I think my programming experience helps me in academic writing because I am willing to precisely follow conventions such as bibliographic formatting as if they are computer code. It's as if I play a game of it's not going to "run" properly unless I adhere to details correctly.
I too have a ton of respect for women who strive in any male dominated field. I believe that the powerful will always hang on to power as hard as possible in any field. Anyone who wants to enter a male dominated field needs to be ready to fight hard for as long as it takes. I wonder how many other women are not interested in expending energy on fighting long and hard. I've always felt more comfortable and creative when I didn't need to fight--when I could just do my work, try out things, and get on with a full life.
Hi, Dona! First of all, thank you for doing this AMA!

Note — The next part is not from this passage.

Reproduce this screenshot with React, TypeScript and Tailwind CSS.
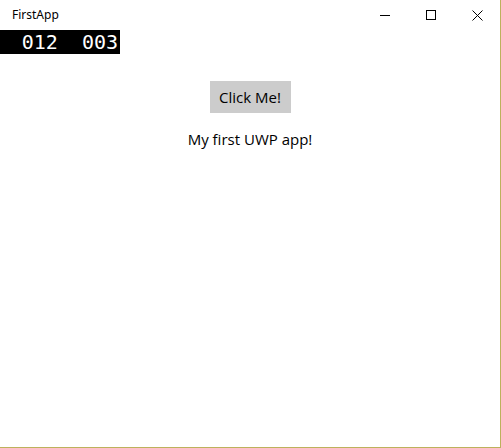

I think it is inspiring that you changed directions in terms of career in a "nontraditional" form.
What type of advice would you give to others that are seeking to change up their current career path?
I think you're never too old to reinvent yourself. Try to get experience in the new field you're interested in before making a commitment to a change you're considering. For example, I taught faculty members in the Cal State system for a long time while I was working in Academic Computing at Cal State LA. I was certain I would enjoy teaching as a faculty member in a university setting due to that experience. After you commit to a change, be sure to get the proper training and education for your new field. It's never too late in life to be a good student.
As a woman in the early video game industry, did you feel that your experience was different from your male colleagues?
Yes, my background was really different from that of my male colleagues and my goals were informed by my background. My primary goal was to make a game that would be visually appealing to me. I wanted to make a game that was beautiful. My male colleagues were much more capable of programming good games, but I was more able to create something visually and topically different.
How much do you get paid ?
Are you asking about a certain time span in my career? Please expand your question and ask me again.